Task prompt –
Each line below should be reproduced without any alteration.

Data section –
----------------------------------------

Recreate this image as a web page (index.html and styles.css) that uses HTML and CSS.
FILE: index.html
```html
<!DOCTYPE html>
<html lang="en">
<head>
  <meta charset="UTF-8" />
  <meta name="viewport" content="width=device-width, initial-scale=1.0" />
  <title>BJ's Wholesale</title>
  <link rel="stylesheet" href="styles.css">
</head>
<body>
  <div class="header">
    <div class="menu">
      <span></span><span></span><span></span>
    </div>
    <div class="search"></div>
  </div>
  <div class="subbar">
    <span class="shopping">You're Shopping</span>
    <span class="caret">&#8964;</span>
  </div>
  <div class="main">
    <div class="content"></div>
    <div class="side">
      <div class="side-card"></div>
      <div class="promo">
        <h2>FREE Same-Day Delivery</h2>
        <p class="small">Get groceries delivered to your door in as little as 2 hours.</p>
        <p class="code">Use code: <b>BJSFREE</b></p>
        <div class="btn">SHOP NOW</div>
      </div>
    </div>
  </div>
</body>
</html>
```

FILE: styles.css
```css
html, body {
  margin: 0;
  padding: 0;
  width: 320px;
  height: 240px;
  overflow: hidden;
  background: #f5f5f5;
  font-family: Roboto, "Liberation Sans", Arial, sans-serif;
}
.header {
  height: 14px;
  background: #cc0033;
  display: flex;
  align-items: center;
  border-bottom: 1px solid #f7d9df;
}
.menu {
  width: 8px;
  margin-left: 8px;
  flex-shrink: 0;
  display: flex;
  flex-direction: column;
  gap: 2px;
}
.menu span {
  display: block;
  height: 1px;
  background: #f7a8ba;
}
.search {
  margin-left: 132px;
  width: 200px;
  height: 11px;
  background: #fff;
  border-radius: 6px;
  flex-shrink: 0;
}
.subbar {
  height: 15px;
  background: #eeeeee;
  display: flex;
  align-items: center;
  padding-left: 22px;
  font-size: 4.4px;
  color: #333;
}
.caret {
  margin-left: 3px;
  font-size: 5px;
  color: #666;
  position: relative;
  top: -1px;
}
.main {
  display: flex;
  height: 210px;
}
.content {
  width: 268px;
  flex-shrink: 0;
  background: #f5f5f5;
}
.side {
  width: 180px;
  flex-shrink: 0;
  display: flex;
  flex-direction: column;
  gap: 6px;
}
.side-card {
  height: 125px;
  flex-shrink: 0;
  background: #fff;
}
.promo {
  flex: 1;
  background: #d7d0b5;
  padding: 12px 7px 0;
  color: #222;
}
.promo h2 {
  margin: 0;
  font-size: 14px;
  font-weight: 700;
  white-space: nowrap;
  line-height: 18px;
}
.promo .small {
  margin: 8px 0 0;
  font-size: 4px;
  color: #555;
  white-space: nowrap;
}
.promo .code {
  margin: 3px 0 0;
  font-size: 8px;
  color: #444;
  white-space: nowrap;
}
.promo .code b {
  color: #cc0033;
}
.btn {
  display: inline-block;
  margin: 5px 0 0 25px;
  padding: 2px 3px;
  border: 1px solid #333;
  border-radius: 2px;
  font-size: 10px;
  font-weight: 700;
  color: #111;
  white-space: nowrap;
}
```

----------------------------------------

Task output –
Recreate this image as a web page (index.html and styles.css) that uses HTML and CSS.
FILE: index.html
```html
<!DOCTYPE html>
<html lang="en">
<head>
  <meta charset="UTF-8" />
  <meta name="viewport" content="width=device-width, initial-scale=1.0" />
  <title>BJ's Wholesale</title>
  <link rel="stylesheet" href="styles.css">
</head>
<body>
  <div class="header">
    <div class="menu">
      <span></span><span></span><span></span>
    </div>
    <div class="search"></div>
  </div>
  <div class="subbar">
    <span class="shopping">You're Shopping</span>
    <span class="caret">&#8964;</span>
  </div>
  <div class="main">
    <div class="content"></div>
    <div class="side">
      <div class="side-card"></div>
      <div class="promo">
        <h2>FREE Same-Day Delivery</h2>
        <p class="small">Get groceries delivered to your door in as little as 2 hours.</p>
        <p class="code">Use code: <b>BJSFREE</b></p>
        <div class="btn">SHOP NOW</div>
      </div>
    </div>
  </div>
</body>
</html>
```

FILE: styles.css
```css
html, body {
  margin: 0;
  padding: 0;
  width: 320px;
  height: 240px;
  overflow: hidden;
  background: #f5f5f5;
  font-family: Roboto, "Liberation Sans", Arial, sans-serif;
}
.header {
  height: 14px;
  background: #cc0033;
  display: flex;
  align-items: center;
  border-bottom: 1px solid #f7d9df;
}
.menu {
  width: 8px;
  margin-left: 8px;
  flex-shrink: 0;
  display: flex;
  flex-direction: column;
  gap: 2px;
}
.menu span {
  display: block;
  height: 1px;
  background: #f7a8ba;
}
.search {
  margin-left: 132px;
  width: 200px;
  height: 11px;
  background: #fff;
  border-radius: 6px;
  flex-shrink: 0;
}
.subbar {
  height: 15px;
  background: #eeeeee;
  display: flex;
  align-items: center;
  padding-left: 22px;
  font-size: 4.4px;
  color: #333;
}
.caret {
  margin-left: 3px;
  font-size: 5px;
  color: #666;
  position: relative;
  top: -1px;
}
.main {
  display: flex;
  height: 210px;
}
.content {
  width: 268px;
  flex-shrink: 0;
  background: #f5f5f5;
}
.side {
  width: 180px;
  flex-shrink: 0;
  display: flex;
  flex-direction: column;
  gap: 6px;
}
.side-card {
  height: 125px;
  flex-shrink: 0;
  background: #fff;
}
.promo {
  flex: 1;
  background: #d7d0b5;
  padding: 12px 7px 0;
  color: #222;
}
.promo h2 {
  margin: 0;
  font-size: 14px;
  font-weight: 700;
  white-space: nowrap;
  line-height: 18px;
}
.promo .small {
  margin: 8px 0 0;
  font-size: 4px;
  color: #555;
  white-space: nowrap;
}
.promo .code {
  margin: 3px 0 0;
  font-size: 8px;
  color: #444;
  white-space: nowrap;
}
.promo .code b {
  color: #cc0033;
}
.btn {
  display: inline-block;
  margin: 5px 0 0 25px;
  padding: 2px 3px;
  border: 1px solid #333;
  border-radius: 2px;
  font-size: 10px;
  font-weight: 700;
  color: #111;
  white-space: nowrap;
}
```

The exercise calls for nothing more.